開界録2019

ぼくの生きている実人生に架けられている「謎」を知ることから、一人で闘う階級闘争へ。

関係が薄くて淡白な日常

昨日、ある事情から唯川恵の「淳子のてっぺん」を読み終わった。登山家、田部井淳子をモデルにした長編小説だ。(本人に了解をもらって小説にしている。だからノンフィクションやドキュメンタリー、評伝ではない。)登山家を山屋と業界用語で言うらしい。山登りを極めようとする人は生涯を山と過ごし、命の危険を犯してまでも次の登山に挑戦し続ける。山男、山女の世界はこんなにも熱くて濃厚な世界なのかと、小説を読んで初めて分かる。どの世界もプロとして極めようとすれば一生涯をその世界に捧げることになる。女性で世界で初めてエベレスト登頂に成功するという快挙を成し遂げる背景には、部外者には想像できない困難がある。困難を知りながら困難に向かおうとするのは、自分を試したいからみたいだ。小説中に(事実に基づいて)事故で何人も死者が出ている。恋人を突然の雪崩で無くしたり、落雷で30人くらい一度に高校生が死んだりしている。ある山岳会は新人会員を一度に多く入れてしまったために、防げたかもしれない事故を招き遺族に責任を追求されたりする。
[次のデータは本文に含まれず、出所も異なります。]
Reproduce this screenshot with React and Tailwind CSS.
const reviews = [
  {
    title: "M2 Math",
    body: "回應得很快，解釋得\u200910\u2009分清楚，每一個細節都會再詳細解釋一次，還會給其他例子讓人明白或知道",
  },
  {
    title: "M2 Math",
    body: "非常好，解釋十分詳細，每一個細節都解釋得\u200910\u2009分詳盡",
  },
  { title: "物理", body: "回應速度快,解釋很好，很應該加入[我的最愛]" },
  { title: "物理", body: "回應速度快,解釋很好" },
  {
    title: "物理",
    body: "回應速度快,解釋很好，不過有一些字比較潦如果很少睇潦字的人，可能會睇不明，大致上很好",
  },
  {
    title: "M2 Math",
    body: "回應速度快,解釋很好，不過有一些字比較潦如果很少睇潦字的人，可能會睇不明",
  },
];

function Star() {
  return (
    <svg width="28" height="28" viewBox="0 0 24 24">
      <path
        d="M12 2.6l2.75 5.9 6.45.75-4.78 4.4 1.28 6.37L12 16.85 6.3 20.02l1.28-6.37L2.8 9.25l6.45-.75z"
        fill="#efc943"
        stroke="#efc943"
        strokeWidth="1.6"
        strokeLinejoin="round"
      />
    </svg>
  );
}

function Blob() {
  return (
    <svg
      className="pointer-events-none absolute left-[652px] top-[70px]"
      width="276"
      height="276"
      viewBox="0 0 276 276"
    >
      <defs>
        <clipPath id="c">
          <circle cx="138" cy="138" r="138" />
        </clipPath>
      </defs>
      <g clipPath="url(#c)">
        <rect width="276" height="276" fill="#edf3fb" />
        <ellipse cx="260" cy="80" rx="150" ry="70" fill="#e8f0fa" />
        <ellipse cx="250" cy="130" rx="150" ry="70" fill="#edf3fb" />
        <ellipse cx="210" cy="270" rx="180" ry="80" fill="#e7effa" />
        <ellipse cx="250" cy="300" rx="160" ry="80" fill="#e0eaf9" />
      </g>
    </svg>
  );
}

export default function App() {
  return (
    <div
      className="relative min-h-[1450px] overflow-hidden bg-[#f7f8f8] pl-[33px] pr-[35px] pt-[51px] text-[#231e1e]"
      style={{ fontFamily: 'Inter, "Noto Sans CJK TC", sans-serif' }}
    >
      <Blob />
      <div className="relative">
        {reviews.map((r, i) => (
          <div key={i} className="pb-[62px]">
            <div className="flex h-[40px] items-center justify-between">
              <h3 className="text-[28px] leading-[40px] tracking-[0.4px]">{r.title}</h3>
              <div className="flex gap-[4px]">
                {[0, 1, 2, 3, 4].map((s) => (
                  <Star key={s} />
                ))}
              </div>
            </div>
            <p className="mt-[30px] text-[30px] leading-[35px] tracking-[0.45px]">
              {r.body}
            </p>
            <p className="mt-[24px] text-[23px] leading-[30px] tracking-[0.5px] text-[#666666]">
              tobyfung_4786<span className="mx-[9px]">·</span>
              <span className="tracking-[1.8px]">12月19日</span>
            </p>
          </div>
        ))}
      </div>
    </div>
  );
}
読み終わって感じたのはつくづく自分の人生が安全志向で、自分の責任が追求されることのない世界で生きてきたという感慨だった。危険と隣り合わせでないと命は燃えないというのが真実なのだろう。さて、なんともだらしなく過ぎていくこの退屈な日常にあって、出し惜しみすることなく全身全霊を捧げる生き方ができるものだろうか?